WRITTEN PROBLEM →
Each line below must be set down exactly; omit any image you find.

## start

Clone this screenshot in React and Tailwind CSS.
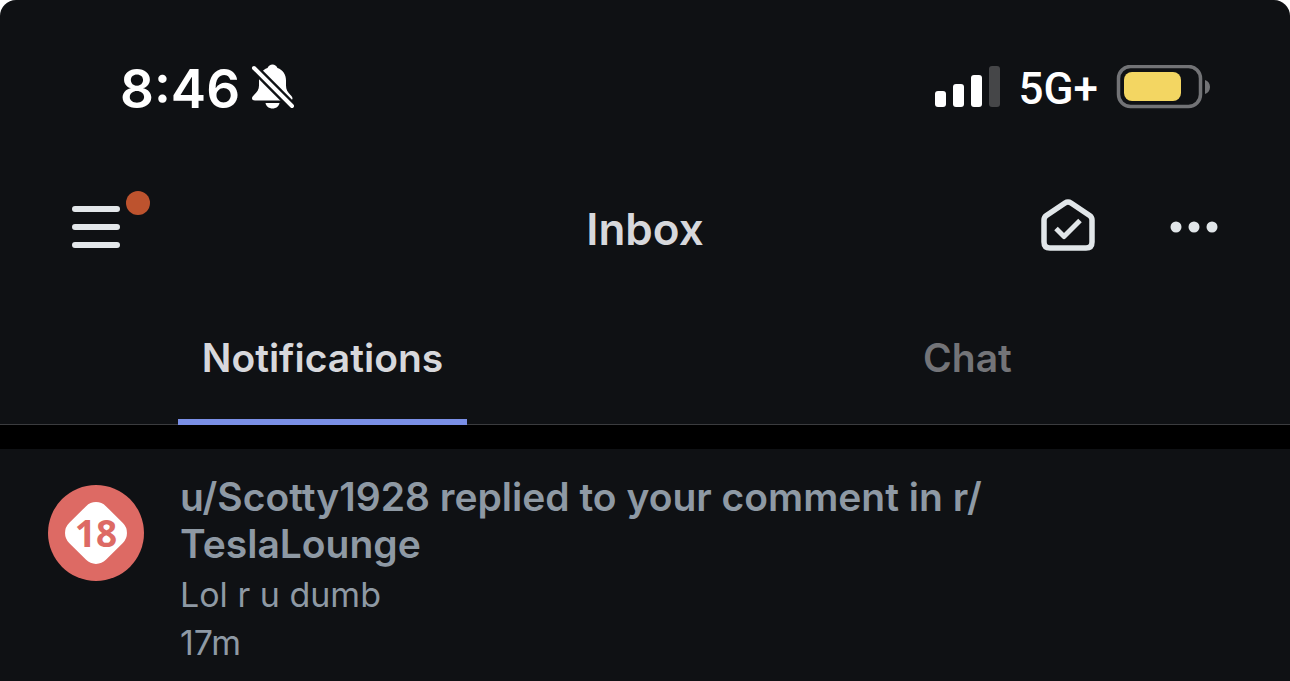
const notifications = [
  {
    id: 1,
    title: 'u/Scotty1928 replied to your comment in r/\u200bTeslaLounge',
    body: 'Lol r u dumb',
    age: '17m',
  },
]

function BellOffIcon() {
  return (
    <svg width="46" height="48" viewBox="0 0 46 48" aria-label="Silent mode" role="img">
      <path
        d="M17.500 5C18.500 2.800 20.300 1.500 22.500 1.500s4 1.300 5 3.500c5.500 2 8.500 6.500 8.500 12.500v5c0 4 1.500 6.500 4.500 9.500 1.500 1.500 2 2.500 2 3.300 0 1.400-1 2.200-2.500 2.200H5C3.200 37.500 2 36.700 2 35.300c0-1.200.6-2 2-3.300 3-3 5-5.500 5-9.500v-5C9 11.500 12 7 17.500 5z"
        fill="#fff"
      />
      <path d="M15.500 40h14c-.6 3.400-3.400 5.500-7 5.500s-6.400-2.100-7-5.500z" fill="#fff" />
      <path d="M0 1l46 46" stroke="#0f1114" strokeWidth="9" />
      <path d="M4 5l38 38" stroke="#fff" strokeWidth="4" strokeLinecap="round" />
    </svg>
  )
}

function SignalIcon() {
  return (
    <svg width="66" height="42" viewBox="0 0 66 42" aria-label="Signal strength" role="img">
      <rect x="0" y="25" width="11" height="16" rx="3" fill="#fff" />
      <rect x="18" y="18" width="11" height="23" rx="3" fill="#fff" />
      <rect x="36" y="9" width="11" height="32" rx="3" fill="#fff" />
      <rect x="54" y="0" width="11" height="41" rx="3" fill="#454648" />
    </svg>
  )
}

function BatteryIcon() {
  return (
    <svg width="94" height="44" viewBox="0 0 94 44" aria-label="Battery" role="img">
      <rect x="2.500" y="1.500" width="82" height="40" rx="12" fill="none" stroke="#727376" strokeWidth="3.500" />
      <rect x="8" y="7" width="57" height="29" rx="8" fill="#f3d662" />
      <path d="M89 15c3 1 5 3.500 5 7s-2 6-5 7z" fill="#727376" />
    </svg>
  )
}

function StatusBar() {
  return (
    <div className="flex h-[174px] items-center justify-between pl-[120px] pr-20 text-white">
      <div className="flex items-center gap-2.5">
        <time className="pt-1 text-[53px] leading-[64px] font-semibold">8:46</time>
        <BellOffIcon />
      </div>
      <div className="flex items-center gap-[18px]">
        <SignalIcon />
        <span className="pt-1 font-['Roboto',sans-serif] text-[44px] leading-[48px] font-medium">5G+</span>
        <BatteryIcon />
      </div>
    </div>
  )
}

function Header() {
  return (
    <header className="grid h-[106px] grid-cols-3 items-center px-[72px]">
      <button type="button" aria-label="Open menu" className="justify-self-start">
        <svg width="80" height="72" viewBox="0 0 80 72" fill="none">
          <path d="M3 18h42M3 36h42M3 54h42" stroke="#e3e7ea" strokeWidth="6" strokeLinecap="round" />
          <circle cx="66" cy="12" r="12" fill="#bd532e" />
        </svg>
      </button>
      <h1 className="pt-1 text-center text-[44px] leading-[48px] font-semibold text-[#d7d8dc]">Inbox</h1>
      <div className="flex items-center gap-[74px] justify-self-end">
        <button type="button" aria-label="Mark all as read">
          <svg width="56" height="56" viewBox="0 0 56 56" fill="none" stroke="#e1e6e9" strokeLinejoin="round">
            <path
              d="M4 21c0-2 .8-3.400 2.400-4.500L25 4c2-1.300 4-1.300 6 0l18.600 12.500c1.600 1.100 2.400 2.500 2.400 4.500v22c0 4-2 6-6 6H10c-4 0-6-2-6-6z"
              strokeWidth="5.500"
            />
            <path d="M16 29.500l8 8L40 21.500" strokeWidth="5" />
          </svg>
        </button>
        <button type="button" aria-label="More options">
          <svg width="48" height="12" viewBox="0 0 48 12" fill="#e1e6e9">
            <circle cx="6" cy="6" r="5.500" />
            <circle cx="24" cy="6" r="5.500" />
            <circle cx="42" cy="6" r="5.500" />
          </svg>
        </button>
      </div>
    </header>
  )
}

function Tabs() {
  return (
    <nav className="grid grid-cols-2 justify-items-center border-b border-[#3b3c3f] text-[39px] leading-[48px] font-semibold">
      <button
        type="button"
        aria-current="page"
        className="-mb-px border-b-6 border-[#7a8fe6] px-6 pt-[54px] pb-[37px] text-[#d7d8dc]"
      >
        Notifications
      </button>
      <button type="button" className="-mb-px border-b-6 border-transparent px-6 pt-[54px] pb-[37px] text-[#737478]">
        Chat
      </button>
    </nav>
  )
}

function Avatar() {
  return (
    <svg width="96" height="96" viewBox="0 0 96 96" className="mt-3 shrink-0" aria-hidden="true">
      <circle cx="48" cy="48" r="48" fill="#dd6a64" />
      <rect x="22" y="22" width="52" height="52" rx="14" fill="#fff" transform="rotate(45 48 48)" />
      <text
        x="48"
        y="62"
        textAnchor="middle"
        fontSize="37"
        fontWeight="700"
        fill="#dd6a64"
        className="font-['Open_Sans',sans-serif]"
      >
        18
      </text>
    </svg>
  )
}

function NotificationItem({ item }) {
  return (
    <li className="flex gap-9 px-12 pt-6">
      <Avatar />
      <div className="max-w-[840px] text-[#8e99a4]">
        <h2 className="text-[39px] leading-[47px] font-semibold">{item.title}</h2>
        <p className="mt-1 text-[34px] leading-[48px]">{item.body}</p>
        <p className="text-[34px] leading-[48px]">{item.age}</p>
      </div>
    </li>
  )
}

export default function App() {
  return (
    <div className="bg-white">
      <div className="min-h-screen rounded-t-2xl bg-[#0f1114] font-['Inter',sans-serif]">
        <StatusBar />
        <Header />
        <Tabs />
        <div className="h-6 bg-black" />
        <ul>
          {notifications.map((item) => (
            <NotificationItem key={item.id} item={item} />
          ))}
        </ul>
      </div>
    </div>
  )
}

## end

SOLUTION BELOW →
Clone this screenshot in React and Tailwind CSS.
const notifications = [
  {
    id: 1,
    title: 'u/Scotty1928 replied to your comment in r/\u200bTeslaLounge',
    body: 'Lol r u dumb',
    age: '17m',
  },
]

function BellOffIcon() {
  return (
    <svg width="46" height="48" viewBox="0 0 46 48" aria-label="Silent mode" role="img">
      <path
        d="M17.500 5C18.500 2.800 20.300 1.500 22.500 1.500s4 1.300 5 3.500c5.500 2 8.500 6.500 8.500 12.500v5c0 4 1.500 6.500 4.500 9.500 1.500 1.500 2 2.500 2 3.300 0 1.400-1 2.200-2.500 2.200H5C3.200 37.500 2 36.700 2 35.300c0-1.200.6-2 2-3.300 3-3 5-5.500 5-9.500v-5C9 11.500 12 7 17.500 5z"
        fill="#fff"
      />
      <path d="M15.500 40h14c-.6 3.400-3.400 5.500-7 5.500s-6.400-2.100-7-5.500z" fill="#fff" />
      <path d="M0 1l46 46" stroke="#0f1114" strokeWidth="9" />
      <path d="M4 5l38 38" stroke="#fff" strokeWidth="4" strokeLinecap="round" />
    </svg>
  )
}

function SignalIcon() {
  return (
    <svg width="66" height="42" viewBox="0 0 66 42" aria-label="Signal strength" role="img">
      <rect x="0" y="25" width="11" height="16" rx="3" fill="#fff" />
      <rect x="18" y="18" width="11" height="23" rx="3" fill="#fff" />
      <rect x="36" y="9" width="11" height="32" rx="3" fill="#fff" />
      <rect x="54" y="0" width="11" height="41" rx="3" fill="#454648" />
    </svg>
  )
}

function BatteryIcon() {
  return (
    <svg width="94" height="44" viewBox="0 0 94 44" aria-label="Battery" role="img">
      <rect x="2.500" y="1.500" width="82" height="40" rx="12" fill="none" stroke="#727376" strokeWidth="3.500" />
      <rect x="8" y="7" width="57" height="29" rx="8" fill="#f3d662" />
      <path d="M89 15c3 1 5 3.500 5 7s-2 6-5 7z" fill="#727376" />
    </svg>
  )
}

function StatusBar() {
  return (
    <div className="flex h-[174px] items-center justify-between pl-[120px] pr-20 text-white">
      <div className="flex items-center gap-2.5">
        <time className="pt-1 text-[53px] leading-[64px] font-semibold">8:46</time>
        <BellOffIcon />
      </div>
      <div className="flex items-center gap-[18px]">
        <SignalIcon />
        <span className="pt-1 font-['Roboto',sans-serif] text-[44px] leading-[48px] font-medium">5G+</span>
        <BatteryIcon />
      </div>
    </div>
  )
}

function Header() {
  return (
    <header className="grid h-[106px] grid-cols-3 items-center px-[72px]">
      <button type="button" aria-label="Open menu" className="justify-self-start">
        <svg width="80" height="72" viewBox="0 0 80 72" fill="none">
          <path d="M3 18h42M3 36h42M3 54h42" stroke="#e3e7ea" strokeWidth="6" strokeLinecap="round" />
          <circle cx="66" cy="12" r="12" fill="#bd532e" />
        </svg>
      </button>
      <h1 className="pt-1 text-center text-[44px] leading-[48px] font-semibold text-[#d7d8dc]">Inbox</h1>
      <div className="flex items-center gap-[74px] justify-self-end">
        <button type="button" aria-label="Mark all as read">
          <svg width="56" height="56" viewBox="0 0 56 56" fill="none" stroke="#e1e6e9" strokeLinejoin="round">
            <path
              d="M4 21c0-2 .8-3.400 2.400-4.500L25 4c2-1.300 4-1.300 6 0l18.600 12.500c1.600 1.100 2.400 2.500 2.400 4.500v22c0 4-2 6-6 6H10c-4 0-6-2-6-6z"
              strokeWidth="5.500"
            />
            <path d="M16 29.500l8 8L40 21.500" strokeWidth="5" />
          </svg>
        </button>
        <button type="button" aria-label="More options">
          <svg width="48" height="12" viewBox="0 0 48 12" fill="#e1e6e9">
            <circle cx="6" cy="6" r="5.500" />
            <circle cx="24" cy="6" r="5.500" />
            <circle cx="42" cy="6" r="5.500" />
          </svg>
        </button>
      </div>
    </header>
  )
}

function Tabs() {
  return (
    <nav className="grid grid-cols-2 justify-items-center border-b border-[#3b3c3f] text-[39px] leading-[48px] font-semibold">
      <button
        type="button"
        aria-current="page"
        className="-mb-px border-b-6 border-[#7a8fe6] px-6 pt-[54px] pb-[37px] text-[#d7d8dc]"
      >
        Notifications
      </button>
      <button type="button" className="-mb-px border-b-6 border-transparent px-6 pt-[54px] pb-[37px] text-[#737478]">
        Chat
      </button>
    </nav>
  )
}

function Avatar() {
  return (
    <svg width="96" height="96" viewBox="0 0 96 96" className="mt-3 shrink-0" aria-hidden="true">
      <circle cx="48" cy="48" r="48" fill="#dd6a64" />
      <rect x="22" y="22" width="52" height="52" rx="14" fill="#fff" transform="rotate(45 48 48)" />
      <text
        x="48"
        y="62"
        textAnchor="middle"
        fontSize="37"
        fontWeight="700"
        fill="#dd6a64"
        className="font-['Open_Sans',sans-serif]"
      >
        18
      </text>
    </svg>
  )
}

function NotificationItem({ item }) {
  return (
    <li className="flex gap-9 px-12 pt-6">
      <Avatar />
      <div className="max-w-[840px] text-[#8e99a4]">
        <h2 className="text-[39px] leading-[47px] font-semibold">{item.title}</h2>
        <p className="mt-1 text-[34px] leading-[48px]">{item.body}</p>
        <p className="text-[34px] leading-[48px]">{item.age}</p>
      </div>
    </li>
  )
}

export default function App() {
  return (
    <div className="bg-white">
      <div className="min-h-screen rounded-t-2xl bg-[#0f1114] font-['Inter',sans-serif]">
        <StatusBar />
        <Header />
        <Tabs />
        <div className="h-6 bg-black" />
        <ul>
          {notifications.map((item) => (
            <NotificationItem key={item.id} item={item} />
          ))}
        </ul>
      </div>
    </div>
  )
}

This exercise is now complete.